You can also use dental floss or fishing line to remove badges.


----------



## RiceBox (Apr 30, 2002)

red88 said:


> *muh old B12 is cool it has the sticker type on it.
> *


My b12 is debadged too. Looks alot better, but I'm thinking of getting the "Sentra" badge from a B14. Will it look good???


----------



## MP2050 (May 1, 2002)

I think the best look is completely debadged--I took it all off with this sticker remover and waxed it away......


----------



## nitestridar (Jun 29, 2002)

i want to remove my big ass se-limited badges off the fender ,how should i go about this without taking the paint off...


----------



## 1CLNB14 (Apr 30, 2002)

selrider99 said:


> *i want to remove my big ass se-limited badges off the fender ,how should i go about this without taking the paint off... *


Park the car in the sun, or use a hairdryer to heat up the adhesive. Then use dental floss or fishing line to get behind the badge.


----------



## nitestridar (Jun 29, 2002)

thanks,,,

thats how i took off the sentra emblems but wasn't sure about the badges


----------



## 1CLNB14 (Apr 30, 2002)

While I do not have an SE, I'm pretty sure the Limited Edition badges that were on my GXE use the same method to keep them on the car.

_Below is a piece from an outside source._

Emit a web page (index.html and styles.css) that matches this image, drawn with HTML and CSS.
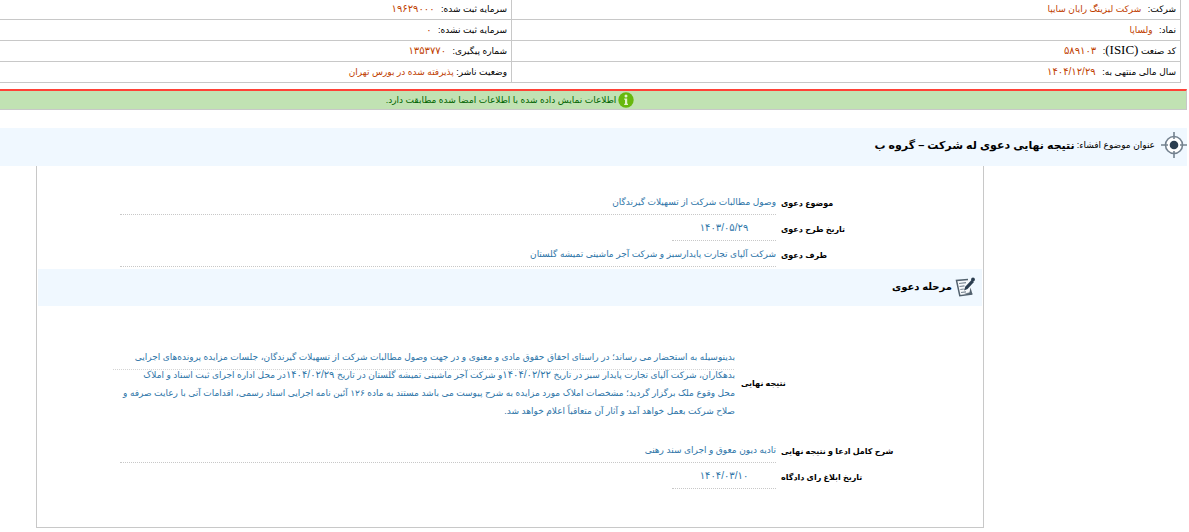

You are talking about the one's on the fenders.


----------



## nitestridar (Jun 29, 2002)

yeah they are big thick badges. on the fenders


----------



## sentravis (Jul 7, 2002)

yeah they are a much stronger adheisive than the sentra itself.. the badges are really thick with adhesive.. but yeah I KNOW to use other items.. i was just at work.. and in a hurry.. i dont know.. im dumb


----------



## nitestridar (Jun 29, 2002)

im just going to rip the suckersoff and throww some side markers on there!!!!!!!!!!!!


----------



## sentravis (Jul 7, 2002)

selrider99 said:


> *im just going to rip the suckersoff and throww some side markers on there!!!!!!!!!!!! *


hell yeah buddy.. thats what im gonna do!


----------